WHAT YOU NEED TO DO
Consider the data that follows and state how many lines contain the string "index", using the number alone.
═════ COLLECTED MATERIAL ═════
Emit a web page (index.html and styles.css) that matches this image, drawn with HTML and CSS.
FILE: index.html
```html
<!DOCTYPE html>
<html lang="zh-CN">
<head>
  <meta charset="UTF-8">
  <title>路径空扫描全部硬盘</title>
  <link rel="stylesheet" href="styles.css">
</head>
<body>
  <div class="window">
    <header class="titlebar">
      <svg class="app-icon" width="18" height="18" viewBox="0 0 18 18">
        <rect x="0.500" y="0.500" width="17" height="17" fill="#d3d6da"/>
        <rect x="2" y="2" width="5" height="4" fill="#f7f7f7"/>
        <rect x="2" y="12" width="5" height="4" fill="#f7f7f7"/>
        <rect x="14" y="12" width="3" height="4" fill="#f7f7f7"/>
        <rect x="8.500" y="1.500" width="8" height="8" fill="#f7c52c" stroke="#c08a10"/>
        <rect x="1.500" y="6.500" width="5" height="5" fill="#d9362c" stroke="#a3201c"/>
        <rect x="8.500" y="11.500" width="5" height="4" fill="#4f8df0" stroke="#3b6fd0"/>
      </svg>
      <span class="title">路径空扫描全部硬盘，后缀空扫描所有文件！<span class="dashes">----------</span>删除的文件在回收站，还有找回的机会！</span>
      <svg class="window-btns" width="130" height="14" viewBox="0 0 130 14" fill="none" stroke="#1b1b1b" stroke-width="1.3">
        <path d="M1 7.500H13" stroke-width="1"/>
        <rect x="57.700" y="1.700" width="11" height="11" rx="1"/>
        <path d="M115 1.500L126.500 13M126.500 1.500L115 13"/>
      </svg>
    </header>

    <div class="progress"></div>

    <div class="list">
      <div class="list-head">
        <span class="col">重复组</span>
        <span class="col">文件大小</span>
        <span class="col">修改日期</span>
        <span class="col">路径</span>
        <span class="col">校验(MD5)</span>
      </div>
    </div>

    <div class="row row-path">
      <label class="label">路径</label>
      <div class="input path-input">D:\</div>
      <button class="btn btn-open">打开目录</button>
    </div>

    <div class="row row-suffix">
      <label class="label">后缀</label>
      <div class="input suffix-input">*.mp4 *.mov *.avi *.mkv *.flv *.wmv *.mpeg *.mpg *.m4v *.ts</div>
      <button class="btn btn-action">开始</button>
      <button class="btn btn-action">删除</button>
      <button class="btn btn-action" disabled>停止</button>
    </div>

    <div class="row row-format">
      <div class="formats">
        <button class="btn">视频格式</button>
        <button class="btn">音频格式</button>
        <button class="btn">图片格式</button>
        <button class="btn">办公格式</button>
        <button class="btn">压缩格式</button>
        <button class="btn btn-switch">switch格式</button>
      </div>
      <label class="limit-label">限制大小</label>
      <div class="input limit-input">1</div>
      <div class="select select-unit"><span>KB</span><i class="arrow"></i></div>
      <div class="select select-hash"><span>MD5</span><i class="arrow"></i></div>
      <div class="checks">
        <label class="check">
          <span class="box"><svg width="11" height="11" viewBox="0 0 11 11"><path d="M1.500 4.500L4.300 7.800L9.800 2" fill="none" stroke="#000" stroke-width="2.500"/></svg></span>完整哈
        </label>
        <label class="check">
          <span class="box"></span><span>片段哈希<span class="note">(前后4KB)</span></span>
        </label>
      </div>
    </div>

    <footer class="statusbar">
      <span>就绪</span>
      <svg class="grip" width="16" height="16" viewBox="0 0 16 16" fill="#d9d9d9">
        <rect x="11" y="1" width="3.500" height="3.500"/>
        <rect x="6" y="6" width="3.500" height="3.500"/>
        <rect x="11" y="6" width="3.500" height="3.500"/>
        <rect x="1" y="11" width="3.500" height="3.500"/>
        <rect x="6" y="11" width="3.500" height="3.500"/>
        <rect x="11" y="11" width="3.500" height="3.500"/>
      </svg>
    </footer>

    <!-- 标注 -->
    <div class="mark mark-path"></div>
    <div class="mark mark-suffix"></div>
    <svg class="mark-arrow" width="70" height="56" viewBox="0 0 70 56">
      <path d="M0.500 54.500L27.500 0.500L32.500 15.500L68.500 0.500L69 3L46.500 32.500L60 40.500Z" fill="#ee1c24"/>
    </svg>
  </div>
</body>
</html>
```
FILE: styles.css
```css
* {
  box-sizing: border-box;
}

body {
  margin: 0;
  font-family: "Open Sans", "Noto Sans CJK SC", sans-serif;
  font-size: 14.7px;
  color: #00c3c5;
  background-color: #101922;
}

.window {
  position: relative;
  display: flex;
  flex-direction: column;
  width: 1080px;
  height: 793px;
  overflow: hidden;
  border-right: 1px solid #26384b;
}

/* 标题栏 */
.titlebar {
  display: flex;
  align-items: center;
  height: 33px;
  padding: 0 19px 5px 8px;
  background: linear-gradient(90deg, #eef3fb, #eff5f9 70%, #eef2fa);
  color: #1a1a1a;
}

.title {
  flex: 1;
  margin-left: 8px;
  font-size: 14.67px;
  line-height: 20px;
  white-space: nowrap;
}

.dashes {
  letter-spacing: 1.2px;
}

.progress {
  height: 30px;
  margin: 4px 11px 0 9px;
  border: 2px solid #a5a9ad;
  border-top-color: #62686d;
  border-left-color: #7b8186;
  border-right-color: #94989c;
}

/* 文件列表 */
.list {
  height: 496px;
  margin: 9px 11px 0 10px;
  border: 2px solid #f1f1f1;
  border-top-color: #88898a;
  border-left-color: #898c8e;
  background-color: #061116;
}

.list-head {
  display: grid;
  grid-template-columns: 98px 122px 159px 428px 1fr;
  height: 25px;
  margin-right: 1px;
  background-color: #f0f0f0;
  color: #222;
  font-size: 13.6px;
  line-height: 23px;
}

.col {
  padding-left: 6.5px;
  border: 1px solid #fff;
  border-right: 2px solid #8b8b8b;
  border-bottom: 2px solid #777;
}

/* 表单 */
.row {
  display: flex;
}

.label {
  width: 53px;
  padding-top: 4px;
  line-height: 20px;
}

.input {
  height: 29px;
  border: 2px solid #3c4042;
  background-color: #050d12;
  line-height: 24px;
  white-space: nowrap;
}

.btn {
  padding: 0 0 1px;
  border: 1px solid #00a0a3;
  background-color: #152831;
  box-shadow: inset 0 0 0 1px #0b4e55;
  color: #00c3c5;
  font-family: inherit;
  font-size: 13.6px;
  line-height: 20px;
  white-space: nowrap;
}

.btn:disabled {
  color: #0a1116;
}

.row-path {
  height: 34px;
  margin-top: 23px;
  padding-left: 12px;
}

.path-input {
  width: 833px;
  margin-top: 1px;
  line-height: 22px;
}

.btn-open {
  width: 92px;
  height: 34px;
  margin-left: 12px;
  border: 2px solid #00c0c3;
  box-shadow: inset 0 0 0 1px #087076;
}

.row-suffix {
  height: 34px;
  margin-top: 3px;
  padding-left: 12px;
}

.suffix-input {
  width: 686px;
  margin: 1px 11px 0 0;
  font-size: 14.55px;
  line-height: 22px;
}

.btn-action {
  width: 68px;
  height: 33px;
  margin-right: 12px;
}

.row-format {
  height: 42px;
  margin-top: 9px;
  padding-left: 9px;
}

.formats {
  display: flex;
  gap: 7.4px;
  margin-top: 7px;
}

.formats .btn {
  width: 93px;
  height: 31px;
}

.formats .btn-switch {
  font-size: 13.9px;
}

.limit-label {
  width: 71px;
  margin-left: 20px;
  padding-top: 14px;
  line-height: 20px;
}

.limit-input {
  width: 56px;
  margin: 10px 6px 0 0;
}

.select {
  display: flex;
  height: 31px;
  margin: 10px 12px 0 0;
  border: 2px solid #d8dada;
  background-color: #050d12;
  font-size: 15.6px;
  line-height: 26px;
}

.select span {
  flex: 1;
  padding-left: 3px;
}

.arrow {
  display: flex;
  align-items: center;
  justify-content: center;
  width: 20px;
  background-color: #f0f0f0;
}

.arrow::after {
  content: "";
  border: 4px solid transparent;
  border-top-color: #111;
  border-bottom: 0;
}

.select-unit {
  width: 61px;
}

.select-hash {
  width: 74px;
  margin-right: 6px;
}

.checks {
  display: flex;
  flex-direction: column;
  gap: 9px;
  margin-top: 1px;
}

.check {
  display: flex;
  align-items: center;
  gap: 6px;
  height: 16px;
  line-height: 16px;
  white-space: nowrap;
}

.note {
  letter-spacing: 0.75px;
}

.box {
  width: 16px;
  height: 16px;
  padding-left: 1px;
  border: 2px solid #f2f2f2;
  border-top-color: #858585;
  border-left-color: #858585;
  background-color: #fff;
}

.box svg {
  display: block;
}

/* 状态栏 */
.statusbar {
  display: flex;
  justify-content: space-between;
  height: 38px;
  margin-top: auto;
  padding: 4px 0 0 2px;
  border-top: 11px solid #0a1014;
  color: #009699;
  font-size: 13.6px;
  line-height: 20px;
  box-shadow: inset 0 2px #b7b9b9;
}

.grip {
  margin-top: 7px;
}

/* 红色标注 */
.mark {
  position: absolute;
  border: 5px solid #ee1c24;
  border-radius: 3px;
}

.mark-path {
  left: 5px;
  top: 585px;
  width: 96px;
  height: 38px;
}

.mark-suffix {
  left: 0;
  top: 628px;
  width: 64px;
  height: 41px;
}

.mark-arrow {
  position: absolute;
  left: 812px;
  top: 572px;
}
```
═════
SOLUTION FOR THIS TASK
2